DATA SECTION start

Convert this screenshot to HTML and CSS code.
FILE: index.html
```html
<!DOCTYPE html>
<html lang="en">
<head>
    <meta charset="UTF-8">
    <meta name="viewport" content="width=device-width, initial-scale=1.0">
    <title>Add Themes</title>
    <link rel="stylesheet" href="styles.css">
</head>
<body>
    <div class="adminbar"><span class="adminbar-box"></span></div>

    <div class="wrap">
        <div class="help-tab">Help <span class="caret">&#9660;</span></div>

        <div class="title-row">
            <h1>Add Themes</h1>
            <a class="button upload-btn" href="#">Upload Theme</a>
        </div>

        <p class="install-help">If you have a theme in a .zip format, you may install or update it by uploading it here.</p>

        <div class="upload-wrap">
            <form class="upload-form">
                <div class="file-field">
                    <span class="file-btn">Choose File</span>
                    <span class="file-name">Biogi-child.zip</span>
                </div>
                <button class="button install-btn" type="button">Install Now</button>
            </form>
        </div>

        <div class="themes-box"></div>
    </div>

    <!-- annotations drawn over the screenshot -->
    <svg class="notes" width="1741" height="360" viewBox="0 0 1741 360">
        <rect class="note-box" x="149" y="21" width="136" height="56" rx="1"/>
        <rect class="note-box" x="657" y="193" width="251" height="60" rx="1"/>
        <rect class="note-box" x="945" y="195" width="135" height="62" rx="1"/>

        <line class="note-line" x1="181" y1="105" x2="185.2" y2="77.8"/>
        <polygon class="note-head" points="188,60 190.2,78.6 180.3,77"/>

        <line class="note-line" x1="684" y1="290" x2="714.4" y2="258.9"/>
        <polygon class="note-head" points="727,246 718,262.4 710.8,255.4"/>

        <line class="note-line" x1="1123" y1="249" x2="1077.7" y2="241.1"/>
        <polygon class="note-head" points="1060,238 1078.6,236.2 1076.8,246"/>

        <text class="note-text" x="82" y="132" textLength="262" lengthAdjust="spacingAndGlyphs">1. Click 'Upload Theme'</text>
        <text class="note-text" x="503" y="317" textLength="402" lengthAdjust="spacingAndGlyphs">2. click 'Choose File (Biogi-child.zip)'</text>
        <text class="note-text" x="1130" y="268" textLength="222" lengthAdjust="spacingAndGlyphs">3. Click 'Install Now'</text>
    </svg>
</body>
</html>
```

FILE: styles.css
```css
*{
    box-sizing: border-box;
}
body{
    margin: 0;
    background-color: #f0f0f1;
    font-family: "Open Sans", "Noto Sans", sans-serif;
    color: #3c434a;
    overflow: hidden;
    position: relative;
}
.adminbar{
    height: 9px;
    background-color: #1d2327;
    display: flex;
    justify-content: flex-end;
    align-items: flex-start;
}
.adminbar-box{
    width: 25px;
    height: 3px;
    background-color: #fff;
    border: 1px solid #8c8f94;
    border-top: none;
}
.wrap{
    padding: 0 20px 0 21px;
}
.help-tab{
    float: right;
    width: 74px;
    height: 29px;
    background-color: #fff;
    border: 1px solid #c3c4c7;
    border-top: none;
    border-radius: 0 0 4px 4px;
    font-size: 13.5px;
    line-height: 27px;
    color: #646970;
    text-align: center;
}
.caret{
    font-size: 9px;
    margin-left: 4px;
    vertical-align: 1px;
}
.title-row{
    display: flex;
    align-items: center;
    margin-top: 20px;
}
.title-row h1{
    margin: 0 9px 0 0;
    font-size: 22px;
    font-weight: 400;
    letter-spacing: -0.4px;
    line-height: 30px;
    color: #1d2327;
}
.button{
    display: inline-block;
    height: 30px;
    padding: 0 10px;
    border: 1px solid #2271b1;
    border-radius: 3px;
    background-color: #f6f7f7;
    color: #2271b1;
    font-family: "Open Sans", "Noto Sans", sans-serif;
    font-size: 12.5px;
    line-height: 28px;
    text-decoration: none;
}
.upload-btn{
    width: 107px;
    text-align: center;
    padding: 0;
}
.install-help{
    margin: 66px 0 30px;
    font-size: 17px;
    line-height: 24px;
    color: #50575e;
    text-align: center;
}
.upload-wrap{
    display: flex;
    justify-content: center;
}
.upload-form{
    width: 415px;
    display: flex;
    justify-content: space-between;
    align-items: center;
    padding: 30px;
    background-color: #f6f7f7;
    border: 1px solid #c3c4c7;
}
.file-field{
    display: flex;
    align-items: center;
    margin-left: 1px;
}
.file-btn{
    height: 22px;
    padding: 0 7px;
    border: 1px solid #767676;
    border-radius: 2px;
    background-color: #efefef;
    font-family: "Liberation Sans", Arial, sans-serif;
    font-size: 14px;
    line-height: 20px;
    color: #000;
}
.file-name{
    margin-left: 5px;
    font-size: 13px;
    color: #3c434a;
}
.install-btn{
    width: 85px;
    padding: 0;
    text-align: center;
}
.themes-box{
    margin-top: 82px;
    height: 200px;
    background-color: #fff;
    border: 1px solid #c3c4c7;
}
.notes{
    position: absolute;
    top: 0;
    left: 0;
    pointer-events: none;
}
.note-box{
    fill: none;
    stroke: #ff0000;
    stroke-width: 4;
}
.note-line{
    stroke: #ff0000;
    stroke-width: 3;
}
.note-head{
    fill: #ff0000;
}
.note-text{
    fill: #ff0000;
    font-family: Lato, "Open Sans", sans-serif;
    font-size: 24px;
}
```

DATA SECTION end

_EXERCISE_:
The answer is a single number: how many lines include the word "screenshot"?

_SOLUTION TO THIS TASK_:
2